I fully concur in the majority opinion except for part II.D. of the Discussion, pertaining to fines and assessments. As to that portion of the opinion, I dissent.

In People v. Dueñas (2019) 30 Cal.App.5th 1157, the court held it is improper to impose certain fines or assessments without determining defendant’s ability to pay. (Id. at pp. 1168, 1172.) Although some courts have subsequently criticized Dueñas’s legal analysis (see, e.g., People v. Hicks (2019) 40 Cal.App.5th 320, review granted Nov. 26, 2019, S258946), Dueñas remains citable precedent. Until the California Supreme Court has had an opportunity to resolve the current split in authority, I would remand the matter to give the trial court an opportunity to consider defendant’s ability to pay the $920 court operations assessment and the $690 court facilities assessment. But as for the restitution fine and parole revocation fine imposed by the trial court, I would conclude defendant forfeited his challenge to those fines because they were imposed above the minimum and defendant had an opportunity to object to them in the trial court but did not.

/S/

_________________________

MAURO, J.


[1] The jury found defendant not guilty of dissuading a witness (count 24).
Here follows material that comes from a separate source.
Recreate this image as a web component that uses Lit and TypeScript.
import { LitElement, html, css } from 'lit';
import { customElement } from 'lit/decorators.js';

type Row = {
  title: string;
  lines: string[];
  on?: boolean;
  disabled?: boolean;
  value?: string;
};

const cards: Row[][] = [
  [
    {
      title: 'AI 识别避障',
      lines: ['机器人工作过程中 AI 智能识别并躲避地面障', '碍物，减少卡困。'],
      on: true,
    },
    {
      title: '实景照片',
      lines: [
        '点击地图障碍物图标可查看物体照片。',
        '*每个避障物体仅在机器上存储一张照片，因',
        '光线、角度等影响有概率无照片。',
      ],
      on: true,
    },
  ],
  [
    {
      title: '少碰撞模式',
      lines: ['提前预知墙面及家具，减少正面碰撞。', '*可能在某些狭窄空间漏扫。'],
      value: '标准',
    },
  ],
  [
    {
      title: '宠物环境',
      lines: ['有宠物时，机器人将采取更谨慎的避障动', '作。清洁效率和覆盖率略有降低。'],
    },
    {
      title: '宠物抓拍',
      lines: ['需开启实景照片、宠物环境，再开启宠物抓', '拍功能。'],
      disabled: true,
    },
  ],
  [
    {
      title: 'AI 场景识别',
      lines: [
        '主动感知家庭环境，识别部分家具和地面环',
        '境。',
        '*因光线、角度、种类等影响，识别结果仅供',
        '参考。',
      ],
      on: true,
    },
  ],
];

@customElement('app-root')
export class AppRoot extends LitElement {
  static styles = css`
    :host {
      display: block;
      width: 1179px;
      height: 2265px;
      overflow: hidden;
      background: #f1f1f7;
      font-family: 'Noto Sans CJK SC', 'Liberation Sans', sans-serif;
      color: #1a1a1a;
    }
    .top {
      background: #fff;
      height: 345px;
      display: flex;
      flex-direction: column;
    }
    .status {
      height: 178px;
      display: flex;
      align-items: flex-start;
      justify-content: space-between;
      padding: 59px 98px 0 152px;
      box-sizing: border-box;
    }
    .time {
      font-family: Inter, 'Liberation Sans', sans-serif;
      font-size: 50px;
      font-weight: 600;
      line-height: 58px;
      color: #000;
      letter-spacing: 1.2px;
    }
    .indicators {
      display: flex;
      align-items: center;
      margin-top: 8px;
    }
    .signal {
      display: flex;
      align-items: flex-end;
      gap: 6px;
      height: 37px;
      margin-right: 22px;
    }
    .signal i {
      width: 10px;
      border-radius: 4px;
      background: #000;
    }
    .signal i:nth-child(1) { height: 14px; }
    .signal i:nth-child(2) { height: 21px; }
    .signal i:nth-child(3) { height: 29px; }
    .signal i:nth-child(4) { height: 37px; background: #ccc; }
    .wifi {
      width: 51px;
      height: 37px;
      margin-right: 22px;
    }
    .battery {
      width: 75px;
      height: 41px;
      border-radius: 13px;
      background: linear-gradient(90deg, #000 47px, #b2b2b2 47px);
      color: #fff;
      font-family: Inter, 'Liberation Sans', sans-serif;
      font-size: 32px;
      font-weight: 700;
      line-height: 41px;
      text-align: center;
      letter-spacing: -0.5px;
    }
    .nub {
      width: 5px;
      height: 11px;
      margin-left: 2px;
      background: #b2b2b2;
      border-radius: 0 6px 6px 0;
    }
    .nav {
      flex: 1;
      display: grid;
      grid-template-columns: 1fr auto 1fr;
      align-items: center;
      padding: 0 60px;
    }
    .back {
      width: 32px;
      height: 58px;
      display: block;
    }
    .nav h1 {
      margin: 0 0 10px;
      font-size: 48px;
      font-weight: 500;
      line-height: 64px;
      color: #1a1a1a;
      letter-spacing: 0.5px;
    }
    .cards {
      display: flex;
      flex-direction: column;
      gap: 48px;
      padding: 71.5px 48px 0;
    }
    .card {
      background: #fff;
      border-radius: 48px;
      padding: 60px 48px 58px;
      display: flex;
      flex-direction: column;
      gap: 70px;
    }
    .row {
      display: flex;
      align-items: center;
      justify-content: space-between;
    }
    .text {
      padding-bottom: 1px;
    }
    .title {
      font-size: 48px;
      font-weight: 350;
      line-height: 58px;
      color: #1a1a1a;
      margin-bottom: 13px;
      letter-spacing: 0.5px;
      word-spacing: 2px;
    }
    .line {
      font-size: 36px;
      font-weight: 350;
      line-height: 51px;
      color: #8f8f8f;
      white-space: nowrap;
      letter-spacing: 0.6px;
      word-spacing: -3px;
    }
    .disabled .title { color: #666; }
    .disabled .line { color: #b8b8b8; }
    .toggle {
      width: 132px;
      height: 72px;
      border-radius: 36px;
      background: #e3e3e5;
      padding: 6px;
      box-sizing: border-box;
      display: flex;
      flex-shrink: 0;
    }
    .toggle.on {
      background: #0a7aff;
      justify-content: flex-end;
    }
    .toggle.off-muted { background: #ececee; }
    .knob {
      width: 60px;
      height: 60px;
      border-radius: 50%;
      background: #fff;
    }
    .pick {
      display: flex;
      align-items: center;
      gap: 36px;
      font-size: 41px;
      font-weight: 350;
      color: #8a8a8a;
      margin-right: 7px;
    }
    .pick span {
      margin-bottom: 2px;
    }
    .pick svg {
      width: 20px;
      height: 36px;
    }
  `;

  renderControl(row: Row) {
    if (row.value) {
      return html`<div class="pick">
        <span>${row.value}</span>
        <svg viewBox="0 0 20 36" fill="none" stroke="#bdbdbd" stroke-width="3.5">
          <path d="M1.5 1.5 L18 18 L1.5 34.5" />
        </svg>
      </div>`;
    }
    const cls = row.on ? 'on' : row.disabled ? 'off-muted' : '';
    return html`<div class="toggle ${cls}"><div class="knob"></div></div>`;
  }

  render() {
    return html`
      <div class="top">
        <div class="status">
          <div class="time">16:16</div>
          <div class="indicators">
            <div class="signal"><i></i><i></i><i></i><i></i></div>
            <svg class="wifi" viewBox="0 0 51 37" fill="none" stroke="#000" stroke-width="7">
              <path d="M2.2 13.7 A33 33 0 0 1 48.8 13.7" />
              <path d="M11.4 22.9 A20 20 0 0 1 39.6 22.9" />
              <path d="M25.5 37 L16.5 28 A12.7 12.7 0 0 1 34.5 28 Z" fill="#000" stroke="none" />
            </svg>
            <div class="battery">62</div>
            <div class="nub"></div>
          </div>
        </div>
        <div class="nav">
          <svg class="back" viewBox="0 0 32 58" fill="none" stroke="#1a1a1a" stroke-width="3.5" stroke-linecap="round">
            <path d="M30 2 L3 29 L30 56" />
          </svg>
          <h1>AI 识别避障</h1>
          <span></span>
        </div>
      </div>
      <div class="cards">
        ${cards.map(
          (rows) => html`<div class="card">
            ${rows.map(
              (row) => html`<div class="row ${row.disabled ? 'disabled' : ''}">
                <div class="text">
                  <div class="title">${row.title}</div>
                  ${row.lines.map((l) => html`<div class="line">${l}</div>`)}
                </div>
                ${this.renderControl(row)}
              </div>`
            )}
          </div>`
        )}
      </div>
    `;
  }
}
[2] Undesignated statutory references are to the Penal Code.

[3] The court struck this finding as to count 14.

[4] S.A. pled guilty to various charges arising out of this crime spree, including the voluntary manslaughter of Luis, and agreed to testify in exchange for a 15-year prison sentence.

[5] S.A. testified that this gun also belonged to defendant.
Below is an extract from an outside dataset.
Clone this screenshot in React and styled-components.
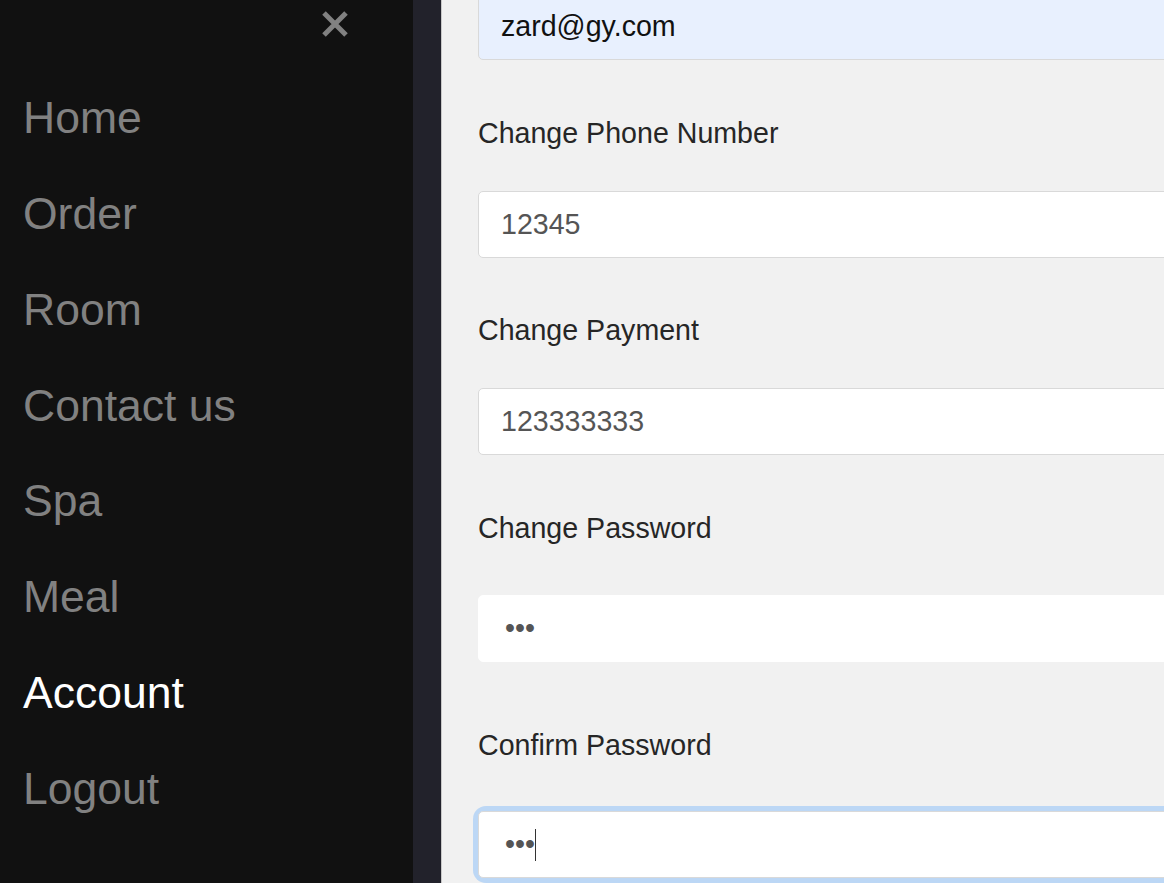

[6] “To prove that the defendant is guilty of a crime based on aiding and abetting that crime, the People must prove that: [¶] 1. The perpetrator committed the crime; [¶] 2. The defendant knew that the perpetrator intended to commit the crime; [¶] 3. Before or during the commission of the crime, the defendant intended to aid and abet the perpetrator in committing the crime; [¶] AND [¶] 4. The defendant’s words or conduct did in fact aid and abet the perpetrator’s commission of the crime. [¶] Someone aids and abets a crime if he or she knows of the perpetrator’s unlawful purpose and he or she specifically intends to, and does in fact, aid, facilitate, promote, encourage, or instigate the perpetrator’s commission of that crime. [¶] If all of these requirements are proved, the defendant does not need to actually have been present when the crime was committed to be guilty as an aider and abettor.” (CALCRIM No. 401.)

[7] Assembly Bill No. 518 (2021-2022 Reg. Sess.) amended this provision, effective January 1, 2022, to remove the requirement that the court impose the longest potential term of imprisonment: “An act or omission that is punishable in different ways by different provisions of law may be punished under either of such provisions, but in no case shall the act or omission be punished under more than one provision.” (Stats. 2021, ch. 441, § 1.) Neither party has raised any issues related to this change.

[8] The jury found true two special circumstances that required defendant to be sentenced to life without the possibility of parole: multiple murders and that the murders were committed during the attempted commission of a robbery. (§ 190.2, subd. (a)(3) & (a)(17)(A).)

[9] To the extent defendant argues the Eighth Amendment affords him a procedure for seeking reversal to conduct a hearing on his ability to pay separate and apart from Dueñas, that argument is forfeited by his failure to raise the issue of his ability to pay at sentencing. (See Kopp, supra, 38 Cal.App.5th at p. 99, fn. 2 (conc. opn. of Benke, J.), rev. granted.) Defendant does not argue otherwise.





Description Appellant, defendant Ralph Huerta Gamboa, and co-defendant Jesus Rodriguez were tried together in connection with a June 2015 crime spree in Stockton. The jury found defendant guilty of two counts of first degree murder as to Luis and Javier (counts 1 & 4), five counts of attempted robbery (counts 2, 5, 7, 9, & 16), one count of assault with a firearm (count 3), the attempted murder of Victor (count 6), one count of mayhem (count 8), eight counts of robbery (counts 10-15, 17, & 21), one count of carrying a loaded firearm in public that he was not the registered owner of (count 19), one count of first degree burglary (count 20), one count of assault with a semiautomatic firearm (count 22), one count of shooting at an occupied vehicle (count 23), and one count of possession of a firearm within a school zone (count 25). The jury found true the special circumstances of multiple murders and that the murders were committed during the commission or attempted commission of a robbery.